The crossover is technically fourth-order but features firstorder 6dB/octave slopes at the leading edge of the filter frequencies, which then steepen to 24dB/octave at the second octave. VSA claims this technique reduces distortion caused by excess modulation. The design divides frequencies, but it also has phase compensation, time-alignment, and equalization among drivers to level their outputs to a standard flat response. Simply put, the crossover is four circuits combined into one circuit. All the drivers are wired in positive absolute polarity and in phase with each other. Zobel conjugate networks (shunts to ground) servo-control the motional driver impedances in order to create a flat 8-ohm load for more linear operation. Internal parts are of the highest quality. Capacitors are from V-Cap, Clarity, and Mundorf. The foil resistors are also Mundorf. Solen supplies the inductors. The hookup wire is Delphi Aerospace single crystal copper with Teflon insulation. Crossover points are spaced widely apart—the low at 100Hz and high at 4kHz—to take advantage of the near-full-range driver used as a midrange. But, in integrating the mid, the crossover points actually start at 60Hz at the bottom end and 4kHz at the top—before the filters hit their target descent rate.
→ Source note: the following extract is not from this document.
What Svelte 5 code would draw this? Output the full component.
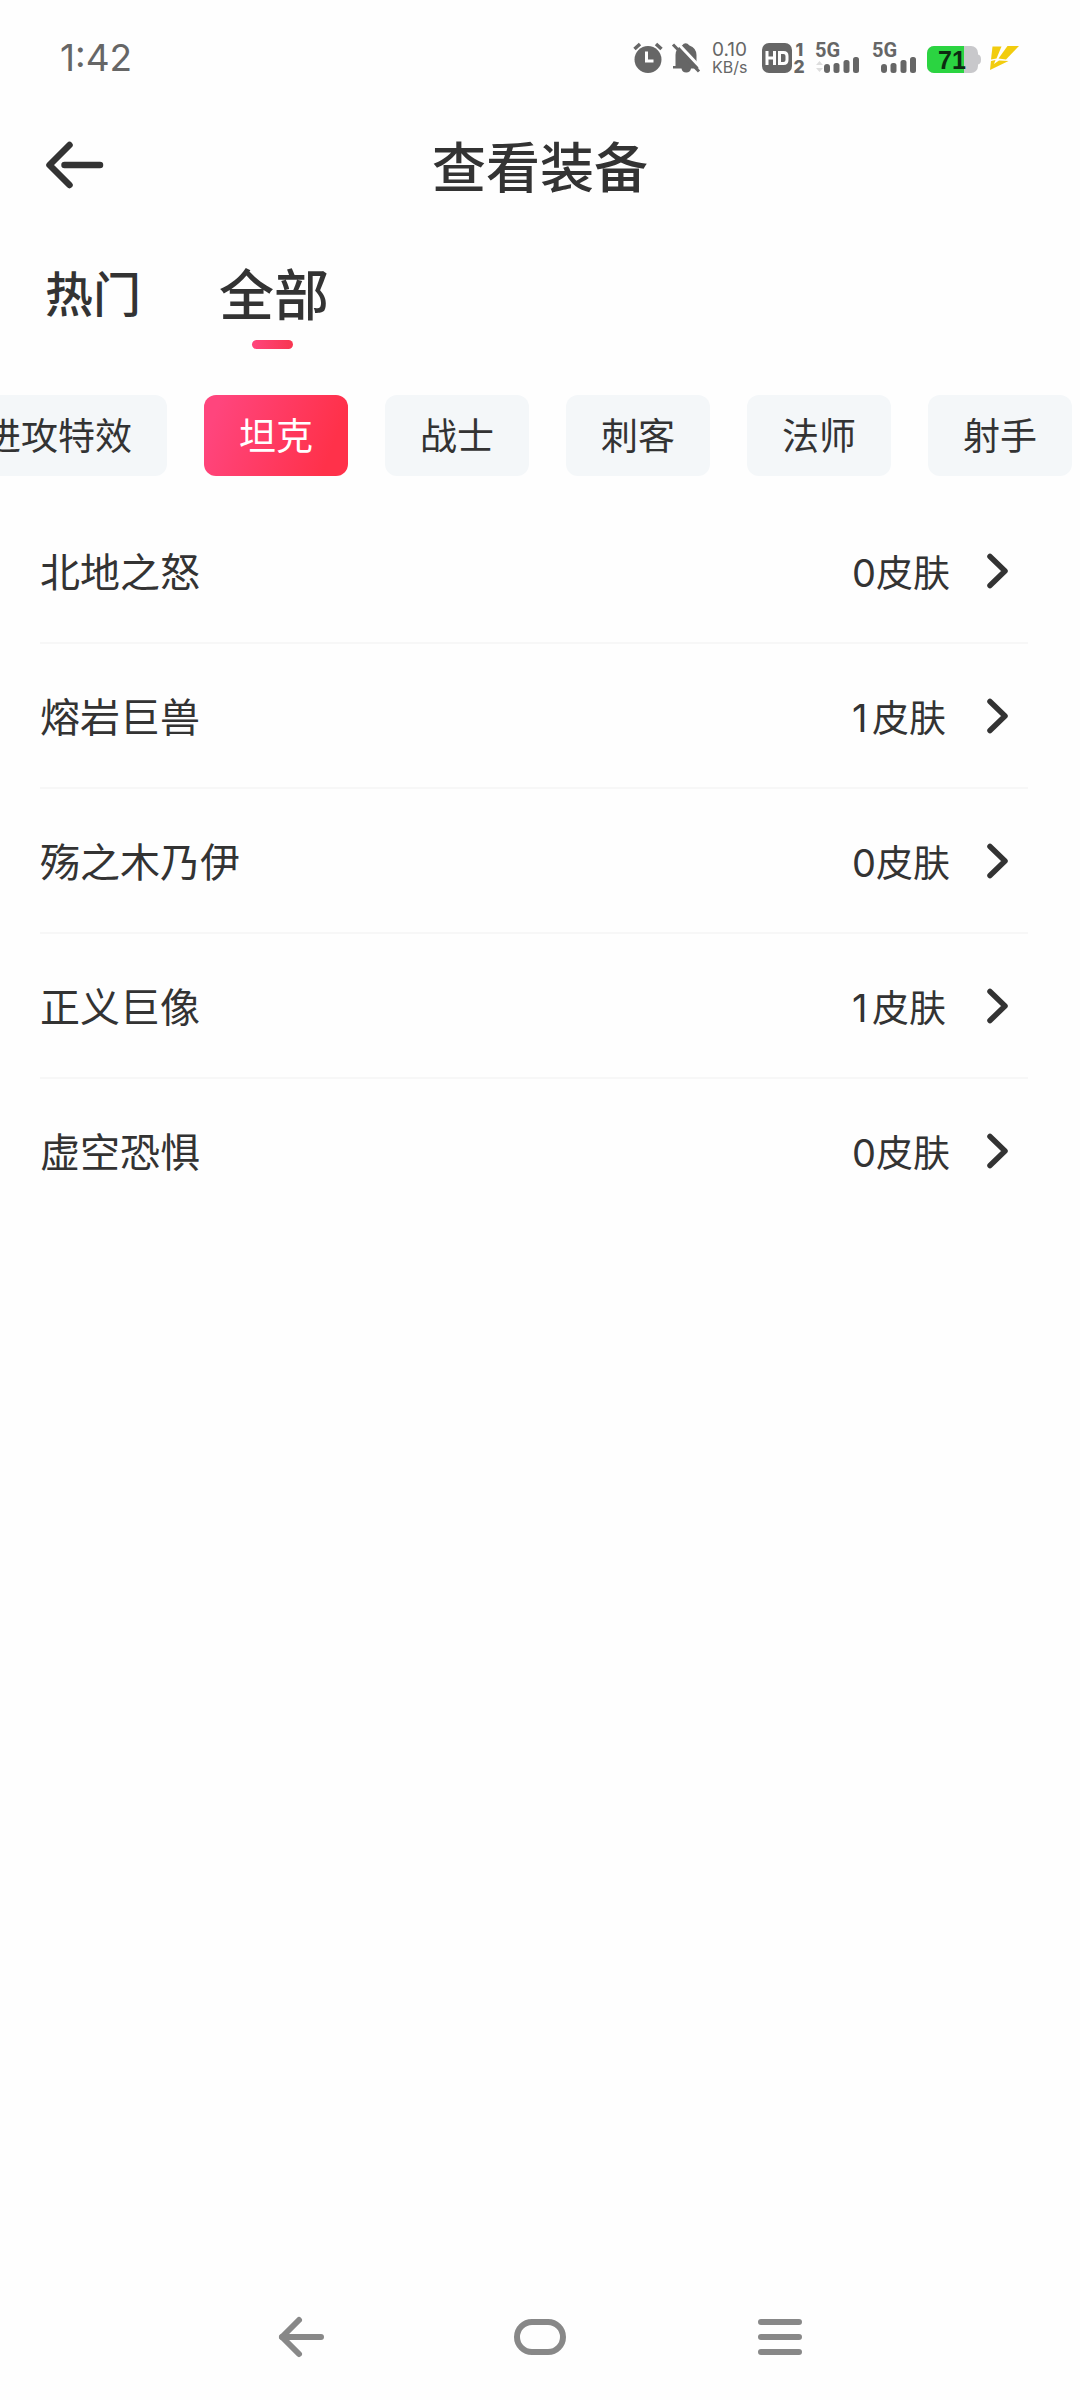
<script>
    let tabs = ['热门', '全部'];
    let activeTab = '全部';

    let categories = ['进攻特效', '坦克', '战士', '刺客', '法师', '射手'];
    let activeCategory = '坦克';

    let items = [
        { name: '北地之怒', skins: 0 },
        { name: '熔岩巨兽', skins: 1 },
        { name: '殇之木乃伊', skins: 0 },
        { name: '正义巨像', skins: 1 },
        { name: '虚空恐惧', skins: 0 }
    ];
</script>

<div class="app">
    <div class="status-bar">
        <span class="time">1:42</span>
        <div class="status-icons">
            <svg class="alarm" width="30" height="32" viewBox="0 0 30 32">
                <circle cx="15" cy="17.5" r="13.5" fill="#666" />
                <path d="M1.5 7L7 2M28.5 7L23 2" stroke="#666" stroke-width="3.5" />
                <path d="M13.5 9.5V19H20.5" fill="none" stroke="#fff" stroke-width="3" />
            </svg>
            <svg class="bell" width="28" height="32" viewBox="0 0 28 32">
                <path d="M3.5 24V13a10.5 10.5 0 0 1 6.5-9.5q3.5-4.5 7.5 0a10.5 10.5 0 0 1 7 9.5v8l2 3v2.5H19a4.8 4.8 0 0 1-9.5 0H1V24z" fill="#666" />
                <path d="M4.5 0L29.5 26.5" stroke="#fff" stroke-width="3" />
                <path d="M1 2.5L27 29.5" stroke="#666" stroke-width="3" />
            </svg>
            <div class="speed">
                <span class="rate">0.10</span>
                <span class="unit">KB/s</span>
            </div>
            <svg class="hd" width="43" height="32" viewBox="0 0 43 32">
                <rect x="0" y="1" width="30" height="30" rx="7" fill="#666" />
                <path d="M5 9V23M12.5 9V23M5 16H12.5M17.5 10.5h4q3.5 0 3.5 3.5v4q0 3.5-3.5 3.5h-4z" fill="none" stroke="#fff" stroke-width="3" />
                <text x="33.5" y="13.5" class="sim">1</text>
                <text x="31.5" y="31" class="sim">2</text>
            </svg>
            {#each [true, false] as active}
            <svg class="signal" width="46" height="32" viewBox="0 0 46 32">
                <text x="0" y="15" class="net">5G</text>
                {#if active}
                <path d="M1 23l3.5-4 3.5 4zM1 26h7l-3.5 4z" fill="#ddd" />
                {/if}
                <rect x="9" y="22" width="6" height="9" rx="3" fill="#666" />
                <rect x="18.5" y="21" width="6" height="10" rx="2.5" fill="#666" />
                <rect x="28.5" y="18" width="6" height="13" rx="2.5" fill="#666" />
                <rect x="38" y="15" width="6" height="16" rx="2.5" fill="#666" />
            </svg>
            {/each}
            <svg class="battery" width="54" height="32" viewBox="0 0 54 32">
                <rect x="0" y="4" width="51" height="27" rx="7" fill="#c8c8cb" />
                <path d="M37 4H7a7 7 0 0 0-7 7v13a7 7 0 0 0 7 7h30z" fill="#2bd441" />
                <path d="M51 12.5q3 .5 3 5t-3 5z" fill="#c8c8cb" />
                <text x="25" y="27" class="percent">71</text>
            </svg>
            <svg class="bolt" width="30" height="32" viewBox="0 0 30 32">
                <path d="M3.5 4.5H12.5L7.500 16.5L2 17.5z" fill="#f2cc0e" />
                <path d="M18.5 4H30L17 17.5L9.5 16.5z" fill="#f2cc0e" />
                <path d="M2 19L6.5 18L5 22L10 18.5L19.5 19L1 28z" fill="#f2cc0e" />
            </svg>
        </div>
    </div>

    <div class="header">
        <button class="back" aria-label="返回">
            <svg width="58" height="48" viewBox="0 0 58 48">
                <path d="M23.5 4L3.5 24L23.5 44M18.5 24H54" />
            </svg>
        </button>
        <h1>查看装备</h1>
    </div>

    <div class="tabs">
        {#each tabs as tab}
        <button class="tab" class:active={tab === activeTab}>{tab}</button>
        {/each}
    </div>

    <div class="categories">
        {#each categories as category}
        <button class="chip" class:active={category === activeCategory}>{category}</button>
        {/each}
    </div>

    <div class="list">
        {#each items as item}
        <div class="row">
            <span class="name">{item.name}</span>
            <span class="count"><span class="digit">{item.skins}</span>皮肤</span>
            <svg width="22" height="36" viewBox="0 0 22 36">
                <path d="M3 3.5L18 18L3 32.5" />
            </svg>
        </div>
        {/each}
    </div>

    <div class="nav-bar">
        <svg width="52" height="42" viewBox="0 0 52 42">
            <path d="M25 4L8 21L25 38" stroke-width="6" />
            <path d="M8 21H47" stroke-width="6" />
        </svg>
        <svg width="52" height="42" viewBox="0 0 52 42">
            <rect x="3" y="6" width="46" height="30" rx="15" stroke-width="6" />
        </svg>
        <svg width="52" height="42" viewBox="0 0 52 42">
            <path d="M7 6H45M7 21H45M7 36H45" stroke-width="6" />
        </svg>
    </div>
</div>

<style>
    :global(body) {
        background: #fefefe;
    }
    .app {
        width: 1080px;
        height: 2400px;
        overflow: hidden;
        display: flex;
        flex-direction: column;
        color: #333;
        font-family: 'Noto Sans CJK SC', sans-serif;
    }
    button {
        border: 0;
        padding: 0;
        background: none;
        color: inherit;
        font-family: inherit;
    }
    svg {
        display: block;
        flex: none;
        overflow: visible;
    }

    .status-bar {
        height: 116px;
        box-sizing: border-box;
        padding: 0 61px 0 60px;
        display: flex;
        justify-content: space-between;
        align-items: center;
        color: #666;
        font-family: Inter, sans-serif;
    }
    .time {
        font-size: 37px;
        line-height: 44px;
    }
    .status-icons {
        display: flex;
        align-items: center;
    }
    .bell {
        margin-left: 9px;
    }
    .speed {
        width: 38px;
        margin-left: 12px;
        display: flex;
        flex-direction: column;
        white-space: nowrap;
    }
    .rate {
        font-size: 19px;
        line-height: 18px;
    }
    .unit {
        font-size: 16px;
        line-height: 16px;
    }
    .hd {
        margin-left: 12px;
    }
    .sim {
        font: 800 17.5px Inter, sans-serif;
        fill: #666;
    }
    .signal {
        margin-left: 11px;
    }
    .hd + .signal {
        margin-left: 10px;
    }
    .net {
        font: 700 20px Roboto, sans-serif;
        fill: #666;
    }
    .battery {
        margin-left: 9px;
    }
    .percent {
        font: 700 25px 'Liberation Sans', sans-serif;
        text-anchor: middle;
        fill: #0d2a10;
    }
    .bolt {
        margin-left: 8px;
    }

    .header {
        height: 98px;
        padding: 0 46px;
        display: grid;
        grid-template-columns: 58px 1fr 58px;
        align-items: center;
    }
    .back path {
        fill: none;
        stroke: #333;
        stroke-width: 6.5;
        stroke-linecap: round;
        stroke-linejoin: round;
    }
    h1 {
        margin: 0;
        font-size: 54px;
        font-weight: 500;
        line-height: 80px;
        text-align: center;
    }

    .tabs {
        height: 181px;
        box-sizing: border-box;
        padding: 37px 45px 0;
        display: flex;
        align-items: flex-start;
        gap: 78px;
    }
    .tab {
        font-size: 48px;
        font-weight: 500;
        line-height: 80px;
    }
    .tab.active {
        font-size: 55px;
        display: flex;
        flex-direction: column;
        align-items: center;
    }
    .tab.active::after {
        content: '';
        width: 41px;
        height: 9px;
        margin: 9px 3px 0 0;
        border-radius: 5px;
        background: linear-gradient(90deg, #ff457d, #f83650);
    }

    .categories {
        display: flex;
        justify-content: flex-end;
        gap: 37px;
        padding-right: 8px;
    }
    .chip {
        flex: none;
        height: 81px;
        padding: 0 35px 3px;
        border-radius: 12px;
        background: #f4f7f9;
        font-size: 37px;
        line-height: 78px;
        white-space: nowrap;
    }
    .chip.active {
        color: #fff;
        background: linear-gradient(110deg, #ff457d 10%, #ff314a 85%);
    }

    .list {
        margin-top: 23px;
        padding: 0 52px 0 40px;
    }
    .row {
        height: 145px;
        box-sizing: border-box;
        padding-right: 19px;
        display: flex;
        align-items: center;
        border-bottom: 2px solid #f7f7f7;
    }
    .row:last-child {
        border-bottom-color: transparent;
    }
    .name {
        flex: 1;
        padding-bottom: 2px;
        font-size: 40px;
    }
    .count {
        width: 135px;
        font-size: 37px;
        white-space: nowrap;
    }
    .digit {
        display: inline-block;
        min-width: 20px;
        font-family: Inter, sans-serif;
        font-size: 38px;
    }
    .row path {
        fill: none;
        stroke: #333;
        stroke-width: 5.5;
        stroke-linecap: round;
        stroke-linejoin: round;
    }

    .nav-bar {
        margin-top: auto;
        height: 126px;
        box-sizing: border-box;
        padding: 0 274px;
        display: flex;
        justify-content: space-between;
        align-items: center;
    }
    .nav-bar svg {
        fill: none;
        stroke: #888;
        stroke-linecap: round;
        stroke-linejoin: round;
    }
</style>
Along with the wide frequency handling of the midrange driver, by far the most intriguing aspect of the VR-44 Aktive is its powered woofers. Expressly designed for use in concert with low-to-moderate-output tube amps (20W–60W), this unique VSA approach employs a 300W amp within the woofer cabinet that boosts the power of whatever amplifier you use, taking from that amp its first gain stage and, theoretically, also its tonal character. This internal plate amp of the Aktive has no driver stage of its own and also no RCA jack connecting it to the preamp the way a subwoofer has, but instead functions only as a power booster in an integrated loop with your main amp.